When things went wrong at the house, the mayhem was often blamed on "Jane's addiction," so when Farrell needed a name for his band, there was a ready-made phrase in his head. "They jumped into my room one day and said, 'We're going to name it Jane's Addiction! ' " Bainter recalls. "I thought it was sort of a lackluster name. I didn't take it as a tribute at all."
Nor did her parents. Bainter's photo appeared on the insert of the vinyl version of the first Jane's album, and on thousands of posters that appeared all over the world. "It was very hard for my family," she says. At the time, she was leading a double life of sorts. By day, she'd put on a sensible suit and work at a management consulting firm in Century City. At night she'd put on a wig and wade into L.A.'s music subculture. And she was nearly always high.
"No one at work knew," she says. "Once you've developed a good tolerance, it's not hard to work while you're on heroin." Contrary to popular belief, she says, she never sold her body for sex. "A lot of people hear the song and assume it's about a prostitute. It's not. If you could clear that, I'd appreciate it."
Soon after Jane's Addiction caught on, Bainter and the band drifted apart. She worked for a while at Atlantic Records, then got a job as a student adviser for entertainment courses taught in an extension program at the University of California at Los Angeles. She's been off drugs for eight years, she says, and is grateful to her mom and dad for sticking by her through some harrowing ordeals. Today, she's divorced and looking for a new job.
"Oh, and I did get to Spain, by the way," she says.
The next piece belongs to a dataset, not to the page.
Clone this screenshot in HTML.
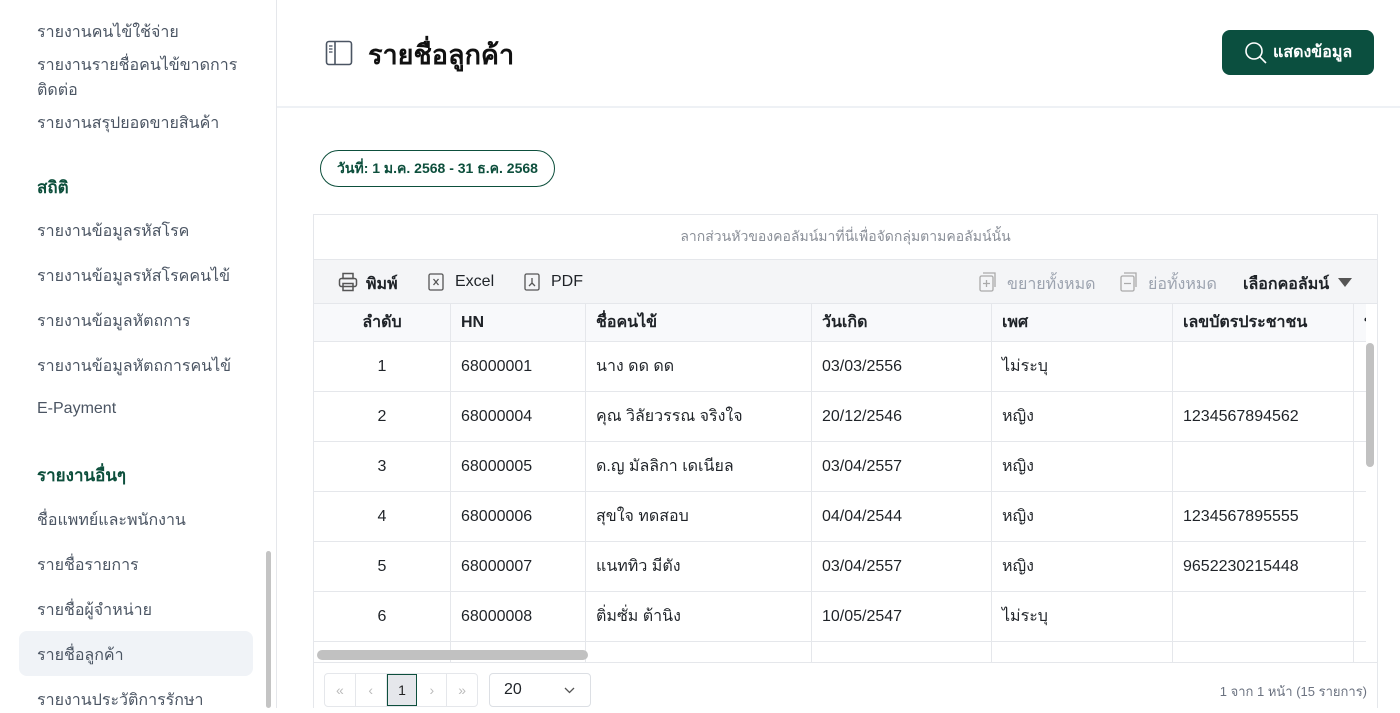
<!DOCTYPE html>
<html><head><meta charset="utf-8"><style>
*{box-sizing:border-box;margin:0;padding:0}
body{width:1400px;height:708px;overflow:hidden;background:#fff;font-family:"Liberation Sans","Noto Sans CJK SC",sans-serif;color:#1f2328;position:relative}
.abs{position:absolute}
.side{left:0;top:0;width:277px;height:708px;border-right:1px solid #e5e7eb;background:#fff}
.side .it{position:absolute;left:37px;font-size:16px;color:#4b5563;white-space:nowrap}
.side .hd{position:absolute;left:37px;font-size:17px;font-weight:bold;color:#0d4f3c}
.hdr{left:277px;top:0;right:0;height:108px;border-bottom:2px solid #eef1f5}
.grid{left:313px;top:214px;width:1065px;height:494px;border:1px solid #e5e7eb;border-bottom:none;overflow:hidden}
.row{position:absolute;left:0;width:1052px;height:50px;border-bottom:1px solid #e5e7eb;font-size:16px}
.c{position:absolute;top:0;height:100%;border-right:1px solid #e5e7eb;display:flex;align-items:center;padding-left:10px;white-space:nowrap}
</style></head><body>
<div class="abs side">
<div class="it" style="top:20px">รายงานคนไข้ใช้จ่าย</div>
<div class="it" style="top:53px">รายงานรายชื่อคนไข้ขาดการ</div>
<div class="it" style="top:78px">ติดต่อ</div>
<div class="it" style="top:111px">รายงานสรุปยอดขายสินค้า</div>
<div class="hd" style="top:174px">สถิติ</div>
<div class="it" style="top:219px">รายงานข้อมูลรหัสโรค</div>
<div class="it" style="top:264px">รายงานข้อมูลรหัสโรคคนไข้</div>
<div class="it" style="top:309px">รายงานข้อมูลหัตถการ</div>
<div class="it" style="top:354px">รายงานข้อมูลหัตถการคนไข้</div>
<div class="it" style="top:400px">E-Payment</div>
<div class="hd" style="top:462px">รายงานอื่นๆ</div>
<div class="it" style="top:508px">ชื่อแพทย์และพนักงาน</div>
<div class="it" style="top:553px">รายชื่อรายการ</div>
<div class="it" style="top:598px">รายชื่อผู้จำหน่าย</div>
<div class="abs" style="left:19px;top:631px;width:234px;height:45px;background:#f0f3f7;border-radius:8px"></div>
<div class="it" style="top:643px">รายชื่อลูกค้า</div>
<div class="it" style="top:688px">รายงานประวัติการรักษา</div>
<div class="abs" style="left:266px;top:551px;width:5px;height:157px;background:#c4c4c4;border-radius:3px"></div>
</div>
<div class="abs hdr"></div>
<svg class="abs" style="left:325px;top:40px" width="28" height="26" viewBox="0 0 28 26"><rect x="1.5" y="1.5" width="25" height="23" rx="2.5" fill="none" stroke="#4b5563" stroke-width="1.6"/><line x1="10" y1="2" x2="10" y2="24" stroke="#4b5563" stroke-width="1.6"/><line x1="4" y1="6" x2="7.5" y2="6" stroke="#4b5563" stroke-width="1.3"/><line x1="4" y1="9" x2="7.5" y2="9" stroke="#4b5563" stroke-width="1.3"/><line x1="4" y1="12" x2="7.5" y2="12" stroke="#4b5563" stroke-width="1.3"/></svg>
<div class="abs" style="left:368px;top:33px;font-size:27px;font-weight:bold;color:#111">รายชื่อลูกค้า</div>
<div class="abs" style="left:1222px;top:30px;width:152px;height:45px;background:#0b4f3f;border-radius:8px;color:#fff;font-size:16px;font-weight:bold;display:flex;align-items:center;padding-left:22px">
<svg width="24" height="24" viewBox="0 0 24 24" style="margin-right:5px"><circle cx="10" cy="10" r="8" fill="none" stroke="#fff" stroke-width="1.6"/><line x1="15.8" y1="15.8" x2="22" y2="22" stroke="#fff" stroke-width="1.6"/></svg>แสดงข้อมูล</div>
<div class="abs" style="left:320px;top:150px;width:235px;height:37px;border:1.5px solid #0d4f3c;border-radius:19px;font-size:14px;font-weight:bold;color:#0d4f3c;display:flex;align-items:center;justify-content:center">วันที่: 1 ม.ค. 2568 - 31 ธ.ค. 2568</div>
<div class="abs grid">
<div class="abs" style="left:0;top:0;width:100%;height:45px;display:flex;align-items:center;justify-content:center;font-size:14px;color:#8a8f98;border-bottom:1px solid #e5e7eb">ลากส่วนหัวของคอลัมน์มาที่นี่เพื่อจัดกลุ่มตามคอลัมน์นั้น</div>
<div class="abs" style="left:0;top:45px;width:100%;height:44px;background:#f4f5f7;border-bottom:1px solid #e5e7eb;font-size:16px">
<svg class="abs" style="left:24px;top:12px" width="20" height="20" viewBox="0 0 20 20" fill="none" stroke="#555" stroke-width="1.5"><rect x="5" y="1.5" width="10" height="5"/><rect x="1.5" y="6.5" width="17" height="8" rx="2"/><rect x="5" y="11.5" width="10" height="7"/></svg>
<span class="abs" style="left:52px;top:12px;font-weight:bold">พิมพ์</span>
<svg class="abs" style="left:114px;top:13px" width="16" height="18" viewBox="0 0 16 18" fill="none" stroke="#555" stroke-width="1.3"><rect x="1" y="1" width="14" height="16" rx="1.5"/><path d="M5.5 6l5 6M10.5 6l-5 6"/></svg>
<span class="abs" style="left:141px;top:13px">Excel</span>
<svg class="abs" style="left:210px;top:13px" width="16" height="18" viewBox="0 0 16 18" fill="none" stroke="#555" stroke-width="1.3"><rect x="1" y="1" width="14" height="16" rx="1.5"/><path d="M8 5v5l-3 3M8 10l3 3"/></svg>
<span class="abs" style="left:237px;top:13px">PDF</span>
<svg class="abs" style="left:665px;top:12px" width="18" height="20" viewBox="0 0 18 20" fill="none" stroke="#aaa" stroke-width="1.3"><rect x="1" y="4" width="13" height="15" rx="1.5"/><path d="M4 1h12v14M7.5 8v7M4 11.5h7"/></svg>
<span class="abs" style="left:693px;top:12px;color:#9ca3af">ขยายทั้งหมด</span>
<svg class="abs" style="left:806px;top:12px" width="18" height="20" viewBox="0 0 18 20" fill="none" stroke="#aaa" stroke-width="1.3"><rect x="1" y="4" width="13" height="15" rx="1.5"/><path d="M4 1h12v14M4 11.5h7"/></svg>
<span class="abs" style="left:834px;top:12px;color:#9ca3af">ย่อทั้งหมด</span>
<span class="abs" style="left:929px;top:12px;font-weight:bold">เลือกคอลัมน์</span>
<svg class="abs" style="left:1024px;top:18px" width="14" height="9" viewBox="0 0 14 9"><path d="M0 0h14L7 9z" fill="#555"/></svg>
</div>
<div class="row" style="top:89px;height:38px;background:#f8f9fb;font-weight:bold">
<div class="c" style="left:0;width:137px;justify-content:center;padding:0">ลำดับ</div>
<div class="c" style="left:137px;width:135px">HN</div>
<div class="c" style="left:272px;width:226px">ชื่อคนไข้</div>
<div class="c" style="left:498px;width:180px">วันเกิด</div>
<div class="c" style="left:678px;width:181px">เพศ</div>
<div class="c" style="left:859px;width:181px">เลขบัตรประชาชน</div>
<div class="c" style="left:1040px;width:12px;border:none;overflow:hidden">ห</div>
</div>
<div class="row" style="top:127px"><div class="c" style="left:0;width:137px;justify-content:center;padding:0">1</div><div class="c" style="left:137px;width:135px">68000001</div><div class="c" style="left:272px;width:226px">นาง ดด ดด</div><div class="c" style="left:498px;width:180px">03/03/2556</div><div class="c" style="left:678px;width:181px">ไม่ระบุ</div><div class="c" style="left:859px;width:181px"></div></div>
<div class="row" style="top:177px"><div class="c" style="left:0;width:137px;justify-content:center;padding:0">2</div><div class="c" style="left:137px;width:135px">68000004</div><div class="c" style="left:272px;width:226px">คุณ วิลัยวรรณ จริงใจ</div><div class="c" style="left:498px;width:180px">20/12/2546</div><div class="c" style="left:678px;width:181px">หญิง</div><div class="c" style="left:859px;width:181px">1234567894562</div></div>
<div class="row" style="top:227px"><div class="c" style="left:0;width:137px;justify-content:center;padding:0">3</div><div class="c" style="left:137px;width:135px">68000005</div><div class="c" style="left:272px;width:226px">ด.ญ มัลลิกา เดเนียล</div><div class="c" style="left:498px;width:180px">03/04/2557</div><div class="c" style="left:678px;width:181px">หญิง</div><div class="c" style="left:859px;width:181px"></div></div>
<div class="row" style="top:277px"><div class="c" style="left:0;width:137px;justify-content:center;padding:0">4</div><div class="c" style="left:137px;width:135px">68000006</div><div class="c" style="left:272px;width:226px">สุขใจ ทดสอบ</div><div class="c" style="left:498px;width:180px">04/04/2544</div><div class="c" style="left:678px;width:181px">หญิง</div><div class="c" style="left:859px;width:181px">1234567895555</div></div>
<div class="row" style="top:327px"><div class="c" style="left:0;width:137px;justify-content:center;padding:0">5</div><div class="c" style="left:137px;width:135px">68000007</div><div class="c" style="left:272px;width:226px">แนททิว มีตัง</div><div class="c" style="left:498px;width:180px">03/04/2557</div><div class="c" style="left:678px;width:181px">หญิง</div><div class="c" style="left:859px;width:181px">9652230215448</div></div>
<div class="row" style="top:377px"><div class="c" style="left:0;width:137px;justify-content:center;padding:0">6</div><div class="c" style="left:137px;width:135px">68000008</div><div class="c" style="left:272px;width:226px">ติ่มซั่ม ต้านิง</div><div class="c" style="left:498px;width:180px">10/05/2547</div><div class="c" style="left:678px;width:181px">ไม่ระบุ</div><div class="c" style="left:859px;width:181px"></div></div>
<div class="row" style="top:427px;border:none;height:20px"><div class="c" style="left:0;width:137px"></div><div class="c" style="left:137px;width:135px"></div><div class="c" style="left:272px;width:226px"></div><div class="c" style="left:498px;width:180px"></div><div class="c" style="left:678px;width:181px"></div><div class="c" style="left:859px;width:181px"></div></div>
<div class="abs" style="left:3px;top:435px;width:271px;height:10px;background:#c1c1c1;border-radius:5px"></div>
<div class="abs" style="left:1052px;top:128px;width:8px;height:124px;background:#c1c1c1;border-radius:4px"></div>
<div class="abs" style="left:0;top:447px;width:100%;height:1px;background:#e5e7eb"></div>
<div class="abs" style="left:10px;top:458px;width:154px;height:34px;border:1px solid #e5e7eb;border-radius:4px;display:flex;font-size:14px;color:#bbb">
<div style="width:31px;display:flex;align-items:center;justify-content:center;border-right:1px solid #e5e7eb">«</div>
<div style="width:31px;display:flex;align-items:center;justify-content:center;border-right:1px solid #e5e7eb">‹</div>
<div style="width:31px;display:flex;align-items:center;justify-content:center;background:#e5e7eb;border:1px solid #0d4f3c;color:#222">1</div>
<div style="width:30px;display:flex;align-items:center;justify-content:center;border-right:1px solid #e5e7eb">›</div>
<div style="width:30px;display:flex;align-items:center;justify-content:center">»</div>
</div>
<div class="abs" style="left:175px;top:458px;width:102px;height:34px;border:1px solid #dcdfe4;border-radius:4px;font-size:16px;display:flex;align-items:center;padding-left:14px">20
<svg class="abs" style="left:74px;top:13px" width="11" height="7" viewBox="0 0 11 7"><path d="M1 1l4.5 4.5L10 1" fill="none" stroke="#555" stroke-width="1.3"/></svg></div>
<div class="abs" style="right:10px;top:466px;font-size:13px;color:#6b7280">1 จาก 1 หน้า (15 รายการ)</div>
</div>
</body></html>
Farrell, meanwhile, is heading out on a reunion tour with Jane's Addiction this fall. The band will be playing "Jane Says," which oddly enough is a number Jane's Addiction seldom offered up live at the peak of its popularity. "I had a hard time giving away things that I thought were precious to me, and that's why we never turned it into a single, or made a video," he says. "We'd only play it at shows that felt really intimate and really memorable. I almost keep that one, like a jewel."